The billion dollar question is how big can the mobile broadband market be in the UK?
This is important not only for industry anoraks, but also for shareholders and most importantly for the value placed upon the spectrum about to be released and auctioned which has the potential of providing the bandwidth to take mobile broadband mainstream.
I can see the laptop market growing for the foreseeable future and my own gut feel is that once the £10/month access fee is reached then mobile broadband will become a mainstream proposition which (eventually) 10% of the population will take up. Even if we account for average fees being (ex-vat) £15/month taking into account heavy users – this only yields a total market of £1bn to be shared across all the mobile operators.

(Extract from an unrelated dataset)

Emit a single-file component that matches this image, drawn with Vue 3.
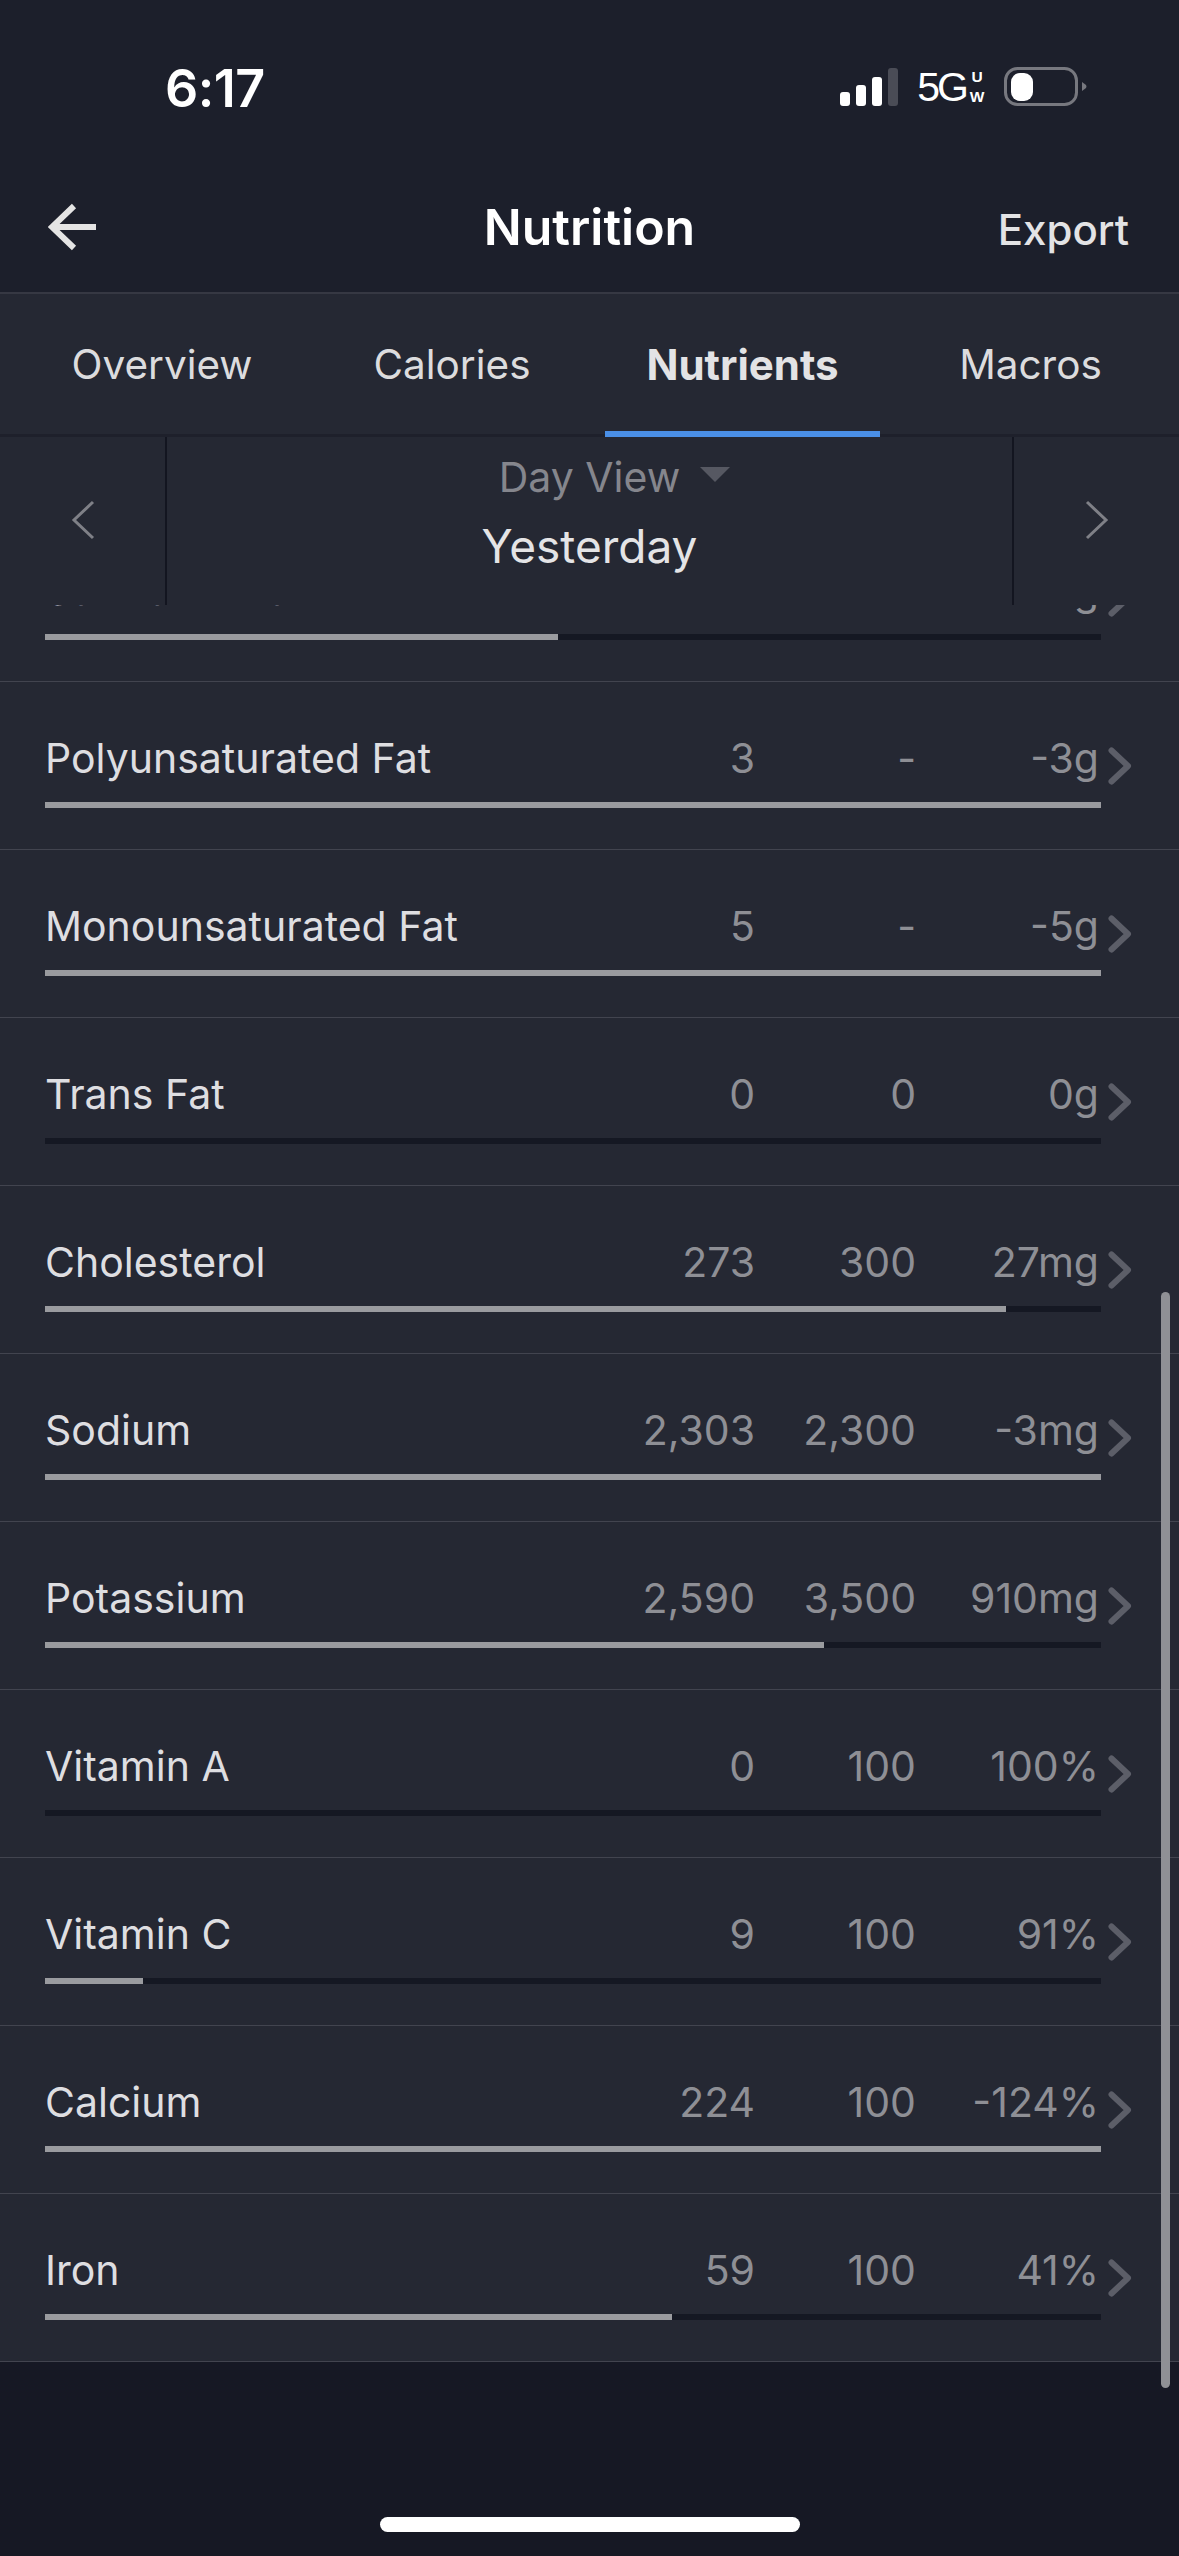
<script setup>
const tabs = [
  { label: 'Overview' },
  { label: 'Calories' },
  { label: 'Nutrients', active: true },
  { label: 'Macros' },
]
const rows = [
  { name: 'Saturated Fat', a: '8', b: '31', c: '23g', pct: 48.6 },
  { name: 'Polyunsaturated Fat', a: '3', b: '-', c: '-3g', pct: 100 },
  { name: 'Monounsaturated Fat', a: '5', b: '-', c: '-5g', pct: 100 },
  { name: 'Trans Fat', a: '0', b: '0', c: '0g', pct: 0 },
  { name: 'Cholesterol', a: '273', b: '300', c: '27mg', pct: 91 },
  { name: 'Sodium', a: '2,303', b: '2,300', c: '-3mg', pct: 100 },
  { name: 'Potassium', a: '2,590', b: '3,500', c: '910mg', pct: 73.8 },
  { name: 'Vitamin A', a: '0', b: '100', c: '100%', pct: 0 },
  { name: 'Vitamin C', a: '9', b: '100', c: '91%', pct: 9.3 },
  { name: 'Calcium', a: '224', b: '100', c: '-124%', pct: 100 },
  { name: 'Iron', a: '59', b: '100', c: '41%', pct: 59.4 },
]
</script>

<template>
  <div class="screen">
    <header class="top">
      <div class="status">
        <span class="time">6:17</span>
        <div class="status-icons">
          <svg class="signal" width="58" height="38" viewBox="0 0 58 38">
            <rect x="0" y="24" width="10" height="14" rx="3" fill="#fff" />
            <rect x="16" y="17" width="10" height="21" rx="3" fill="#fff" />
            <rect x="32" y="9" width="10" height="29" rx="3" fill="#fff" />
            <rect x="48" y="0" width="10" height="38" rx="3" fill="#4a4c56" />
          </svg>
          <span class="net">5G</span>
          <span class="uw"><span>U</span><span>W</span></span>
          <svg class="battery" width="84" height="40" viewBox="0 0 84 40">
            <rect x="1.500" y="1.500" width="71" height="36" rx="12" fill="none" stroke="#77787f" stroke-width="3" />
            <rect x="7" y="6" width="22" height="28" rx="9" fill="#fff" />
            <path d="M78 15 L82 18 Q83 19.500 82 21 L78 24 Z" fill="#77787f" />
          </svg>
        </div>
      </div>
      <div class="navbar">
        <svg class="back" width="50" height="50" viewBox="0 0 50 50">
          <path d="M48 25 H4 M26 4 L4 25 L26 46" fill="none" stroke="#e4e4e4" stroke-width="6" />
        </svg>
        <h1 class="title">Nutrition</h1>
        <span class="export">Export</span>
      </div>
    </header>

    <nav class="tabs">
      <div v-for="t in tabs" :key="t.label" class="tab" :class="{ active: t.active }">{{ t.label }}</div>
    </nav>

    <section class="datebar">
      <div class="side">
        <svg width="24" height="40" viewBox="0 0 24 40">
          <path d="M22 2 L3 20 L22 38" fill="none" stroke="#7f8087" stroke-width="3" />
        </svg>
      </div>
      <div class="date-center">
        <div class="view"><span class="view-label">Day View<i class="caret"></i></span></div>
        <div class="date">Yesterday</div>
      </div>
      <div class="side">
        <svg width="24" height="40" viewBox="0 0 24 40">
          <path d="M2 2 L21 20 L2 38" fill="none" stroke="#7f8087" stroke-width="3" />
        </svg>
      </div>
    </section>

    <main class="list">
      <div class="rows">
        <div v-for="r in rows" :key="r.name" class="row">
          <span class="name">{{ r.name }}</span>
          <span class="val">{{ r.a }}</span>
          <span class="val">{{ r.b }}</span>
          <span class="val">{{ r.c }}</span>
          <svg class="chev" width="24" height="38" viewBox="0 0 24 38">
            <path d="M3.500 3.500 L20 19 L3.500 34.500" fill="none" stroke="#5c5e68" stroke-width="6" stroke-linecap="round" stroke-linejoin="round" />
          </svg>
          <div class="bar"><div class="fill" :style="{ width: r.pct + '%' }"></div></div>
        </div>
      </div>
    </main>

    <div class="scrollbar"></div>
    <div class="home"></div>
  </div>
</template>

<style scoped>
.screen {
  position: relative;
  width: 1179px;
  height: 2556px;
  overflow: hidden;
  display: flex;
  flex-direction: column;
  background: #161824;
  font-family: Inter, "Liberation Sans", sans-serif;
  color: #e3e3e5;
}
.top {
  height: 294px;
  box-sizing: border-box;
  background: #1c1f2b;
  border-bottom: 2px solid #363843;
  flex: none;
}
.status {
  height: 176px;
  box-sizing: border-box;
  padding: 0 91px 0 165px;
  display: flex;
  align-items: center;
  justify-content: space-between;
}
.time {
  font-size: 52px;
  font-weight: 600;
  color: #fff;
  letter-spacing: -0.500px;
}
.status-icons {
  display: flex;
  align-items: center;
  margin-top: -2px;
}
.signal { margin-right: 19px; }
.net {
  font-family: "Liberation Sans", sans-serif;
  font-size: 41px;
  color: #fff;
  letter-spacing: -3px;
  margin-right: 3px;
}
.uw {
  display: flex;
  flex-direction: column;
  align-items: center;
  width: 16px;
  font-family: "Liberation Sans", sans-serif;
  font-size: 15.500px;
  line-height: 20px;
  font-weight: 700;
  color: #fff;
  margin-right: 19px;
}
.navbar {
  height: 116px;
  box-sizing: border-box;
  padding: 0 50px 14px 48px;
  position: relative;
  display: flex;
  align-items: center;
  justify-content: space-between;
}
.title {
  position: absolute;
  left: 0;
  right: 0;
  margin: 0;
  text-align: center;
  font-size: 50px;
  font-weight: 600;
  color: #fff;
}
.export {
  font-size: 42px;
  font-weight: 500;
  color: #e3e3e5;
  margin-top: 5px;
}
.tabs {
  height: 143px;
  box-sizing: border-box;
  flex: none;
  background: #252833;
  border-bottom: 3px solid #1e202b;
  padding-left: 25px;
  display: grid;
  grid-template-columns: 274px 284px 275px 279px;
  column-gap: 11px;
}
.tab {
  position: relative;
  display: flex;
  align-items: center;
  justify-content: center;
  font-size: 40.500px;
  color: #dcdcde;
}
.tab.active {
  font-size: 42px;
  font-weight: 700;
  color: #e3e3e5;
}
.tab.active::after {
  content: "";
  position: absolute;
  left: 0;
  right: 0;
  bottom: -3px;
  height: 6px;
  background: #4a8fe7;
}
.datebar {
  height: 168px;
  flex: none;
  background: #252833;
  display: grid;
  grid-template-columns: 167px 1fr 167px;
}
.side {
  display: flex;
  align-items: center;
  justify-content: center;
  padding-bottom: 2px;
}
.side svg { display: block; }
.side:first-child { border-right: 2px solid #131520; }
.side:last-child { border-left: 2px solid #131520; }
.date-center {
  display: flex;
  flex-direction: column;
  align-items: center;
  padding-top: 15px;
}
.view {
  font-size: 41px;
  line-height: 50px;
  color: #85868d;
}
.view-label { position: relative; }
.caret {
  position: absolute;
  left: calc(100% + 20px);
  top: 15px;
  width: 0;
  height: 0;
  border-left: 15px solid transparent;
  border-right: 15px solid transparent;
  border-top: 15px solid #565862;
}
.date {
  font-size: 46px;
  line-height: 56px;
  margin-top: 16px;
  color: #e4e4e6;
}
.list {
  flex: 1;
  overflow: hidden;
}
.rows { margin-top: -91px; }
.row {
  height: 168px;
  box-sizing: border-box;
  background: #252833;
  border-bottom: 1px solid #42444f;
  padding: 51px 0 0 45px;
  display: grid;
  grid-template-columns: 542px 168px 161px 183px 36px;
  grid-template-rows: 50px 6px;
  row-gap: 19px;
  align-items: start;
  font-size: 41px;
  line-height: 50px;
}
.name { color: #dedee1; white-space: nowrap; }
.val {
  text-align: right;
  color: #8e8f95;
  white-space: nowrap;
}
.chev {
  display: block;
  margin: 14px 0 0 9px;
}
.bar {
  grid-column: 1 / 5;
  width: 1056px;
  height: 6px;
  background: #151823;
}
.fill {
  height: 100%;
  background: #9a9b9f;
}
.scrollbar {
  position: absolute;
  left: 1161px;
  top: 1292px;
  width: 9px;
  height: 1096px;
  border-radius: 5px;
  background: #8f9095;
}
.home {
  position: absolute;
  left: 380px;
  top: 2517px;
  width: 420px;
  height: 15px;
  border-radius: 8px;
  background: #fff;
}
</style>

<style>
html, body { margin: 0; background: #161824; }
</style>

It is relatively simple to play with market penetration, ARPU and player variables but the truth is that standalone mobile broadband access will only represent a small proportion compared to the overall mobile market which includes both voice and data.
Of course there is the far bigger market, which is also less bandwidth intensive, of people occasionally accessing the internet with their primary voice, texting and timing device – the mobile handset. Here we have a totally different dynamic because I honestly believe the end game is that access will be ultimately be unlimited for all services whether voice, messaging or browsing. Content acquisition whether by broadcast, streaming or download is a totally different equation.
So the pertinent economics are how fast voice, messaging, device and operating costs can be reduced to ensure that browsing can be added to the “monthly bundle” rather than modeling browsing as additional revenues.
This is my own personal apocalyptic vision for the embryonic Wimax / WiFi industry – I just can’t see how on earth they can buy the spectrum, build a network with decent coverage, reach economies of scale with device costs and then sell and market differentiating services from the mobile industry.